People can and do judge whatever they want of any movie...Joker appears to have a great script, great acting and a host of other greats from all the reviews.
::Sigh:: I miss Cesar Romero.
There’s been enough reviews of the Joker so people know what they are stepping into when they go. Those crying out about it just want an excuse to flap their jaws.
I find serial murderers a fasinating study...like the Canadian Col. Russell Williams.... His interrogation was stunning and worth the listen..... of course some are just outright nutjobs and of little interest. BTK was another of interest. Bundy and a few others.
First, I’m the guy who as a kid...consumed comics with a passion...more so DC than Marvel. So I have a different prospective on this.
To your question....”In other words, in this story arc, Joker is the Moriarty to Bruce Waynes Sherlock. Will either liberals or conservatives both be able to identify with the good guys in this film?”
There are three answers to this. First, for the people who read the comics before the 1990s (before all of this deep-thought came into storylines of comics)...we will always identify the good and bad guys, putting them into their rightful place. Politics won’t matter.
Second, to the non-comic reader who watched all the Batman movies up until the Christian Bale ‘period’...I think most people will identify the good and bad guys, and just watch for pure entertainment. Again, politics won’t matter.
Third, but then along came the 2005 reboot, and we were introduced to a complicated Batman, with complicated background characters. Batman got the job done, but he wasn’t pure of heart anymore. As the second of the Bale Batman movies is delivered, with Dark Knight...we finally get introduced to the new Joker vision...with Heath Ledger delivering a one of a kind performance. Scene by scene, this Joker is no longer a plain criminal or nutcase...he’s a revolutionary. He wants to bring society to chaos, to reshape it. Batman is going down his traditional path....simply to catch the bad guy. Joker’s intent is more sinister, but ultimately to make everyone a loser...to restart the system.
In the third case, liberals and conservatives probably have a problem in identifying the good and bad guys. Some liberals might even say that the Joker as a revolutionary is doing work that Bruce Wayne and Batman should have been doing...resetting the capitalistic society.
Adding to this, along came Suicide Squad where you were pulling for the bad guys to win against the super-bad guys.
Some of the DC material can go this way...other material (Wonder Woman and Aquaman) can’t be bent too far. Although I admit that the new version of Aquaman isn’t anything compared against the early comic version.
Birds of Prey is slated for 2020, and promises to be another ‘bad guys aren’t that bad’ experience.

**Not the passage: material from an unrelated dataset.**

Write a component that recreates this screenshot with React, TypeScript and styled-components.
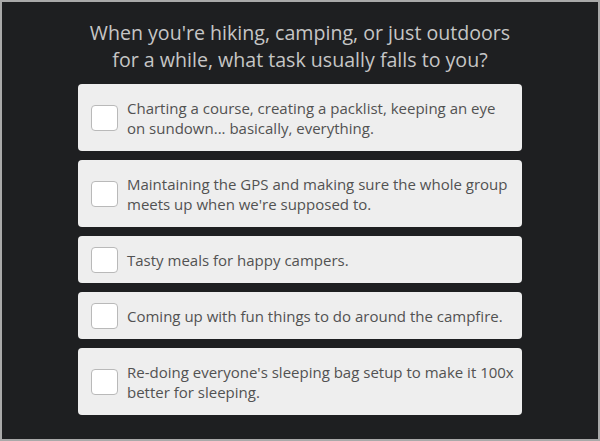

All of this brings me to this last point...comics are unique. They can’t compare against the story-line of A Tale of Two Cities, Robinson Crusoe, or the Last of the Mohicans. Bad guys are bad guys, and things are two-dimensional. A liberal and conservative can both read a novel by Upton Sinclair and each reach generally the same conclusion on good versus evil. Modern comics can suggest something that is radically different.